Quote:We had two candy stores on the block. The one on the south corner didn't have a soda fountain, but all the kids went to it. The one on the north corner had a soda fountain. We didn't go there because it was a bookie joint, and the guy running the place wasn't thrilled when kids showed up.
That's great!
Quote:I'm remembering Saturday afternoons at the movies. For an entire quarter you got a newsreel, a short subject (documentary), one or two cartoons, and a double feature.
That setup, with anything more than the feature films, save a cartoon, was before my time, but I do remember us forming the "Movie Club" (we had a ton of clubs of one sort or the other) which just meant we all agreed to each come up with the $0.35 for price of admission (allowance, birthday money or just begging parents) and then "hike" the two miles into town together. For a nickel you got a full size candy bar or box of such delights as Milk Duds or Jujy Fruits and for a dime you got a big sleeve of popcorn. A couple of large Cokes were shared by all.

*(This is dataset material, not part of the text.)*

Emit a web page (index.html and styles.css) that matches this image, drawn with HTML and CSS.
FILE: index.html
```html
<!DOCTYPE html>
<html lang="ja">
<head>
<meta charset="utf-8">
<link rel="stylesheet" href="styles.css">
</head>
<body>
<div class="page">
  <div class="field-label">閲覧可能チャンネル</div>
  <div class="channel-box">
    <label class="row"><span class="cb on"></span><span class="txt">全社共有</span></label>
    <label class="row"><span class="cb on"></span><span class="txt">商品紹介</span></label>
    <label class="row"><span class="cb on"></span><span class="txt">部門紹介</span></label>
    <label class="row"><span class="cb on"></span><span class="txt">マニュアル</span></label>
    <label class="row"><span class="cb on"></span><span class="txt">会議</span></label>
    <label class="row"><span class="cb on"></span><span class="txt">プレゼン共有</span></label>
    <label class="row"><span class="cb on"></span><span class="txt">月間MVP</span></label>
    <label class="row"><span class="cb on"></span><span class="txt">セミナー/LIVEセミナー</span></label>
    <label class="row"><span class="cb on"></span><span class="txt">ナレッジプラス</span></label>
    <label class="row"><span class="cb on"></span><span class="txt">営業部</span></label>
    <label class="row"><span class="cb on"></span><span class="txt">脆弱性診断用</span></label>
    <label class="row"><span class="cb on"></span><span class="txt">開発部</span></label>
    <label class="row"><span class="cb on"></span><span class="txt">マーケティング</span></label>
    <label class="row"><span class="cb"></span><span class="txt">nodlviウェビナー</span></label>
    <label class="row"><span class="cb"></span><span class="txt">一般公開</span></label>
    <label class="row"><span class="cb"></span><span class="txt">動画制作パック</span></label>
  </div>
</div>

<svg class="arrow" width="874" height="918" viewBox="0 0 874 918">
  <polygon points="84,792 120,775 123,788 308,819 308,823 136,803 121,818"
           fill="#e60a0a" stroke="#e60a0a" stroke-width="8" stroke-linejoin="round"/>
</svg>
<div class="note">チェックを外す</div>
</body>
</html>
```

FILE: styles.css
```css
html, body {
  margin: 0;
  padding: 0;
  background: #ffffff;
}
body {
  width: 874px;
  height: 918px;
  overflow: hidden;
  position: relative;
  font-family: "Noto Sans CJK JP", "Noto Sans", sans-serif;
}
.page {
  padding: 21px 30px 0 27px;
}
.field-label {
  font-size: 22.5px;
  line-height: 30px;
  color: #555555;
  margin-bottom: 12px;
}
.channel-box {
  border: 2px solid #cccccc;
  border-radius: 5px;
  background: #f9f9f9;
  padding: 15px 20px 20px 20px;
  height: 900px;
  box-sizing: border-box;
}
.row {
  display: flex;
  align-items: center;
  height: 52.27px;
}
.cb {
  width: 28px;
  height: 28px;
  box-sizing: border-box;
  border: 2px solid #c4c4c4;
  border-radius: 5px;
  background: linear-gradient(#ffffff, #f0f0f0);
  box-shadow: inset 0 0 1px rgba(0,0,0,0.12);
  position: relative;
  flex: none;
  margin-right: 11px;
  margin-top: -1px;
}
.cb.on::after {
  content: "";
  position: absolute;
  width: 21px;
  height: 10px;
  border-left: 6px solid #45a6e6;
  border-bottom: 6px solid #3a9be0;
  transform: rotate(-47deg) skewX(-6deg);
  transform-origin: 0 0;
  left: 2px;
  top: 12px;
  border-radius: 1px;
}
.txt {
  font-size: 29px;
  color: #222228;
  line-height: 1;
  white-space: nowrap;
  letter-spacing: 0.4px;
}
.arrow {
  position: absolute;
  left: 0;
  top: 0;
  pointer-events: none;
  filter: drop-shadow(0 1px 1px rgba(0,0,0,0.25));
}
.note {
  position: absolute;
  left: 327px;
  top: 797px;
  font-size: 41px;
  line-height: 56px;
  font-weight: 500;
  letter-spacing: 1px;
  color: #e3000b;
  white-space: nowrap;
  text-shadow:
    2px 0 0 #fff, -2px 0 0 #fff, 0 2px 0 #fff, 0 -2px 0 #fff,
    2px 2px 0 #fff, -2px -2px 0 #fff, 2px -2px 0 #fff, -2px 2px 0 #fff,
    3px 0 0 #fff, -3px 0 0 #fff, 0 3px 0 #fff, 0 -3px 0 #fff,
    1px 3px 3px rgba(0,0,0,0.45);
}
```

I distinctly remember the Club going to see Bob Hope and Bing Crosby in "The Road to Hong Kong" (with the alluring Joan Collins replacing the alluring Dorothy Lamour ), "Abbot & Costello Meet Frankenstein" and "Abott & Costello Go To Mars" (both of which were made before I was born so it must have been a kid's specialty double feature), "King Kong vs Godzilla" (I was so excited I couldn't sleep the night before) and numerous Hammer films like "Horror of Dracula" and "Brides of Dracula" with the actor who, for me, has always been
the iconic vampiric count, Christopher Lee. At some point, I don't remember when, I found that most of these films contained a virtue previously unrecognized: the ample bosoms of Victorian maidens with stirring cleavage!